TASK INSTRUCTIONS – Faithfully return all lines, omitting every embedded picture.

COLLECTED MATERIAL –

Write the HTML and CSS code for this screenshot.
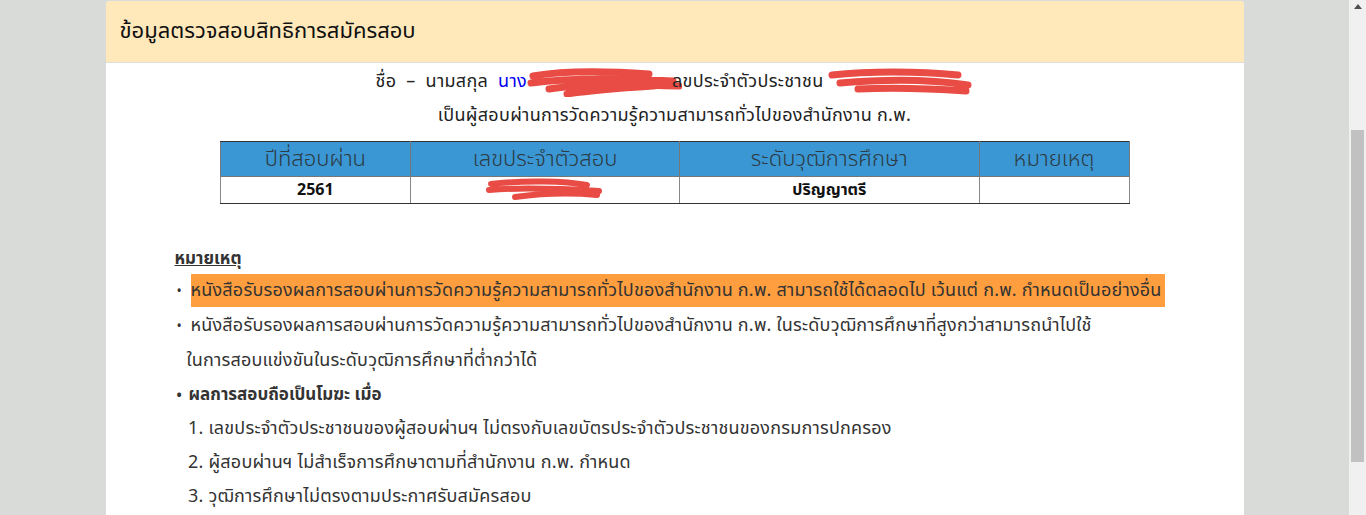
FILE: index.html
```html
<!DOCTYPE html>
<html lang="th">
<head>
<meta charset="utf-8">
<title>ข้อมูลตรวจสอบสิทธิการสมัครสอบ</title>
<link rel="stylesheet" href="styles.css">
</head>
<body>
<div class="viewport">
  <div class="page">
    <div class="panel">
      <div class="panel-heading">ข้อมูลตรวจสอบสิทธิการสมัครสอบ</div>
      <div class="panel-body">
        <p class="name-line">ชื่อ&nbsp;&nbsp;–&nbsp;&nbsp;นามสกุล&nbsp; <span class="blue">นาง<span class="redact r-name"><svg width="155" height="30" viewBox="0 0 155 30"><path d="M6 9 C40 3 80 4 122 7 M4 16 C50 10 100 12 146 14 M22 22 C60 16 100 18 152 19 M40 27 C70 22 110 20 140 18" stroke="#e84c45" stroke-width="7" fill="none" stroke-linecap="round"/></svg></span></span>ลขประจำตัวประชาชน <span class="blue"><span class="redact r-id"><svg width="145" height="30" viewBox="0 0 145 30"><path d="M4 8 C40 4 90 4 130 8 M12 16 C60 12 100 12 140 18 M30 22 C70 20 110 22 138 24" stroke="#e84c45" stroke-width="7" fill="none" stroke-linecap="round"/></svg></span></span></p>
        <p class="pass-line">เป็นผู้สอบผ่านการวัดความรู้ความสามารถทั่วไปของสำนักงาน ก.พ.</p>
        <table class="result">
          <colgroup>
            <col class="c1"><col class="c2"><col class="c3"><col class="c4">
          </colgroup>
          <thead>
            <tr><th>ปีที่สอบผ่าน</th><th>เลขประจำตัวสอบ</th><th>ระดับวุฒิการศึกษา</th><th>หมายเหตุ</th></tr>
          </thead>
          <tbody>
            <tr><td>2561</td><td><span class="redact r-exam"><svg width="120" height="26" viewBox="0 0 120 26"><path d="M6 7 C40 3 80 4 102 8 M4 13 C40 10 80 12 114 14 M30 20 C60 16 90 16 112 18" stroke="#e84c45" stroke-width="6" fill="none" stroke-linecap="round"/></svg></span></td><td>ปริญญาตรี</td><td></td></tr>
          </tbody>
        </table>
        <div class="notes">
          <div class="notes-title">หมายเหตุ</div>
          <div class="line"><span class="dot">•</span><span class="hl">หนังสือรับรองผลการสอบผ่านการวัดความรู้ความสามารถทั่วไปของสำนักงาน ก.พ. สามารถใช้ได้ตลอดไป เว้นแต่ ก.พ. กำหนดเป็นอย่างอื่น</span></div>
          <div class="line"><span class="dot">•</span>หนังสือรับรองผลการสอบผ่านการวัดความรู้ความสามารถทั่วไปของสำนักงาน ก.พ. ในระดับวุฒิการศึกษาที่สูงกว่าสามารถนำไปใช้</div>
          <div class="line cont">ในการสอบแข่งขันในระดับวุฒิการศึกษาที่ต่ำกว่าได้</div>
          <div class="line strong"><span class="dot">•</span>ผลการสอบถือเป็นโมฆะ เมื่อ</div>
          <ol class="void-list">
            <li>เลขประจำตัวประชาชนของผู้สอบผ่านฯ ไม่ตรงกับเลขบัตรประจำตัวประชาชนของกรมการปกครอง</li>
            <li>ผู้สอบผ่านฯ ไม่สำเร็จการศึกษาตามที่สำนักงาน ก.พ. กำหนด</li>
            <li>วุฒิการศึกษาไม่ตรงตามประกาศรับสมัครสอบ</li>
          </ol>
        </div>
      </div>
    </div>
  </div>
  <div class="scrollbar">
    <div class="arrow"></div>
    <div class="thumb"></div>
  </div>
</div>
</body>
</html>
```
FILE: styles.css
```css
* { box-sizing: border-box; }
html, body {
  margin: 0;
  height: 515px;
  overflow: hidden;
}
body {
  font-family: "Noto Sans Thai", "Leelawadee UI", Tahoma, "Noto Sans", sans-serif;
  color: #333;
  background: #d9dbd9;
}
.viewport {
  display: flex;
  height: 515px;
}
.page {
  flex: 1;
  display: flex;
  justify-content: center;
  padding-top: 1px;
}
.panel {
  width: 1138px;
  background: #fff;
  border-radius: 4px 4px 0 0;
  overflow: hidden;
}
.panel-heading {
  background: #ffe9bb;
  border-bottom: 1px solid #ddd;
  height: 62px;
  padding: 0 14px;
  display: flex;
  align-items: center;
  font-size: 22px;
  color: #111;
}
.panel-body {
  padding-top: 2px;
}
.name-line, .pass-line {
  margin: 0;
  text-align: center;
  font-size: 18px;
  letter-spacing: 0.3px;
  line-height: 34px;
  color: #222;
}
.blue { color: #0000ee; }
.redact {
  display: inline-block;
  vertical-align: middle;
  line-height: 0;
}
.r-name { width: 150px; margin-right: -5px; }
.r-id { width: 145px; }
.r-exam { width: 120px; }
.result {
  margin: 8px auto 0;
  width: 910px;
  border-collapse: collapse;
  border: 1px solid #333;
}
.c1 { width: 191px; }
.c2 { width: 269px; }
.c3 { width: 300px; }
.c4 { width: 150px; }
.result th {
  background: #3a97d3;
  color: #2d3b45;
  font-weight: 300;
  font-size: 22px;
  height: 35px;
  padding: 0;
  border: 1px solid #777;
  border-top: 1px solid #333;
}
.result td {
  text-align: center;
  font-weight: bold;
  font-size: 16px;
  height: 27px;
  padding: 0;
  border: 1px solid #888;
  border-bottom: 1px solid #333;
  color: #111;
}
.notes {
  padding: 40px 0 0 69px;
  font-size: 18px;
  letter-spacing: 0.2px;
  line-height: 34px;
}
.notes-title {
  font-weight: bold;
  font-size: 17px;
  letter-spacing: 0;
  text-decoration: underline;
  line-height: 30px;
}
.line { white-space: nowrap; }
.dot {
  display: inline-block;
  width: 16px;
  padding-left: 2px;
  font-size: 14px;
}
.hl {
  background: #ff9e3e;
  display: inline-block;
  line-height: 33px;
  padding-right: 3px;
}
.cont { padding-left: 12px; }
.strong { font-weight: bold; font-size: 17px; letter-spacing: 0; }
.strong .dot { width: 14px; }
.void-list {
  margin: -1px 0 0;
  padding-left: 34px;
}
.void-list li { padding-left: 0; }
.scrollbar {
  width: 17px;
  background: #f0f0f0;
  display: flex;
  flex-direction: column;
  align-items: center;
}
.arrow {
  margin-top: 4px;
  width: 0;
  height: 0;
  border-left: 4px solid transparent;
  border-right: 4px solid transparent;
  border-bottom: 5px solid #505050;
}
.thumb {
  margin-top: 121px;
  width: 13px;
  height: 332px;
  background: #c1c1c1;
}
```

RESULT –
Write the HTML and CSS code for this screenshot.
FILE: index.html
```html
<!DOCTYPE html>
<html lang="th">
<head>
<meta charset="utf-8">
<title>ข้อมูลตรวจสอบสิทธิการสมัครสอบ</title>
<link rel="stylesheet" href="styles.css">
</head>
<body>
<div class="viewport">
  <div class="page">
    <div class="panel">
      <div class="panel-heading">ข้อมูลตรวจสอบสิทธิการสมัครสอบ</div>
      <div class="panel-body">
        <p class="name-line">ชื่อ&nbsp;&nbsp;–&nbsp;&nbsp;นามสกุล&nbsp; <span class="blue">นาง<span class="redact r-name"><svg width="155" height="30" viewBox="0 0 155 30"><path d="M6 9 C40 3 80 4 122 7 M4 16 C50 10 100 12 146 14 M22 22 C60 16 100 18 152 19 M40 27 C70 22 110 20 140 18" stroke="#e84c45" stroke-width="7" fill="none" stroke-linecap="round"/></svg></span></span>ลขประจำตัวประชาชน <span class="blue"><span class="redact r-id"><svg width="145" height="30" viewBox="0 0 145 30"><path d="M4 8 C40 4 90 4 130 8 M12 16 C60 12 100 12 140 18 M30 22 C70 20 110 22 138 24" stroke="#e84c45" stroke-width="7" fill="none" stroke-linecap="round"/></svg></span></span></p>
        <p class="pass-line">เป็นผู้สอบผ่านการวัดความรู้ความสามารถทั่วไปของสำนักงาน ก.พ.</p>
        <table class="result">
          <colgroup>
            <col class="c1"><col class="c2"><col class="c3"><col class="c4">
          </colgroup>
          <thead>
            <tr><th>ปีที่สอบผ่าน</th><th>เลขประจำตัวสอบ</th><th>ระดับวุฒิการศึกษา</th><th>หมายเหตุ</th></tr>
          </thead>
          <tbody>
            <tr><td>2561</td><td><span class="redact r-exam"><svg width="120" height="26" viewBox="0 0 120 26"><path d="M6 7 C40 3 80 4 102 8 M4 13 C40 10 80 12 114 14 M30 20 C60 16 90 16 112 18" stroke="#e84c45" stroke-width="6" fill="none" stroke-linecap="round"/></svg></span></td><td>ปริญญาตรี</td><td></td></tr>
          </tbody>
        </table>
        <div class="notes">
          <div class="notes-title">หมายเหตุ</div>
          <div class="line"><span class="dot">•</span><span class="hl">หนังสือรับรองผลการสอบผ่านการวัดความรู้ความสามารถทั่วไปของสำนักงาน ก.พ. สามารถใช้ได้ตลอดไป เว้นแต่ ก.พ. กำหนดเป็นอย่างอื่น</span></div>
          <div class="line"><span class="dot">•</span>หนังสือรับรองผลการสอบผ่านการวัดความรู้ความสามารถทั่วไปของสำนักงาน ก.พ. ในระดับวุฒิการศึกษาที่สูงกว่าสามารถนำไปใช้</div>
          <div class="line cont">ในการสอบแข่งขันในระดับวุฒิการศึกษาที่ต่ำกว่าได้</div>
          <div class="line strong"><span class="dot">•</span>ผลการสอบถือเป็นโมฆะ เมื่อ</div>
          <ol class="void-list">
            <li>เลขประจำตัวประชาชนของผู้สอบผ่านฯ ไม่ตรงกับเลขบัตรประจำตัวประชาชนของกรมการปกครอง</li>
            <li>ผู้สอบผ่านฯ ไม่สำเร็จการศึกษาตามที่สำนักงาน ก.พ. กำหนด</li>
            <li>วุฒิการศึกษาไม่ตรงตามประกาศรับสมัครสอบ</li>
          </ol>
        </div>
      </div>
    </div>
  </div>
  <div class="scrollbar">
    <div class="arrow"></div>
    <div class="thumb"></div>
  </div>
</div>
</body>
</html>
```
FILE: styles.css
```css
* { box-sizing: border-box; }
html, body {
  margin: 0;
  height: 515px;
  overflow: hidden;
}
body {
  font-family: "Noto Sans Thai", "Leelawadee UI", Tahoma, "Noto Sans", sans-serif;
  color: #333;
  background: #d9dbd9;
}
.viewport {
  display: flex;
  height: 515px;
}
.page {
  flex: 1;
  display: flex;
  justify-content: center;
  padding-top: 1px;
}
.panel {
  width: 1138px;
  background: #fff;
  border-radius: 4px 4px 0 0;
  overflow: hidden;
}
.panel-heading {
  background: #ffe9bb;
  border-bottom: 1px solid #ddd;
  height: 62px;
  padding: 0 14px;
  display: flex;
  align-items: center;
  font-size: 22px;
  color: #111;
}
.panel-body {
  padding-top: 2px;
}
.name-line, .pass-line {
  margin: 0;
  text-align: center;
  font-size: 18px;
  letter-spacing: 0.3px;
  line-height: 34px;
  color: #222;
}
.blue { color: #0000ee; }
.redact {
  display: inline-block;
  vertical-align: middle;
  line-height: 0;
}
.r-name { width: 150px; margin-right: -5px; }
.r-id { width: 145px; }
.r-exam { width: 120px; }
.result {
  margin: 8px auto 0;
  width: 910px;
  border-collapse: collapse;
  border: 1px solid #333;
}
.c1 { width: 191px; }
.c2 { width: 269px; }
.c3 { width: 300px; }
.c4 { width: 150px; }
.result th {
  background: #3a97d3;
  color: #2d3b45;
  font-weight: 300;
  font-size: 22px;
  height: 35px;
  padding: 0;
  border: 1px solid #777;
  border-top: 1px solid #333;
}
.result td {
  text-align: center;
  font-weight: bold;
  font-size: 16px;
  height: 27px;
  padding: 0;
  border: 1px solid #888;
  border-bottom: 1px solid #333;
  color: #111;
}
.notes {
  padding: 40px 0 0 69px;
  font-size: 18px;
  letter-spacing: 0.2px;
  line-height: 34px;
}
.notes-title {
  font-weight: bold;
  font-size: 17px;
  letter-spacing: 0;
  text-decoration: underline;
  line-height: 30px;
}
.line { white-space: nowrap; }
.dot {
  display: inline-block;
  width: 16px;
  padding-left: 2px;
  font-size: 14px;
}
.hl {
  background: #ff9e3e;
  display: inline-block;
  line-height: 33px;
  padding-right: 3px;
}
.cont { padding-left: 12px; }
.strong { font-weight: bold; font-size: 17px; letter-spacing: 0; }
.strong .dot { width: 14px; }
.void-list {
  margin: -1px 0 0;
  padding-left: 34px;
}
.void-list li { padding-left: 0; }
.scrollbar {
  width: 17px;
  background: #f0f0f0;
  display: flex;
  flex-direction: column;
  align-items: center;
}
.arrow {
  margin-top: 4px;
  width: 0;
  height: 0;
  border-left: 4px solid transparent;
  border-right: 4px solid transparent;
  border-bottom: 5px solid #505050;
}
.thumb {
  margin-top: 121px;
  width: 13px;
  height: 332px;
  background: #c1c1c1;
}
```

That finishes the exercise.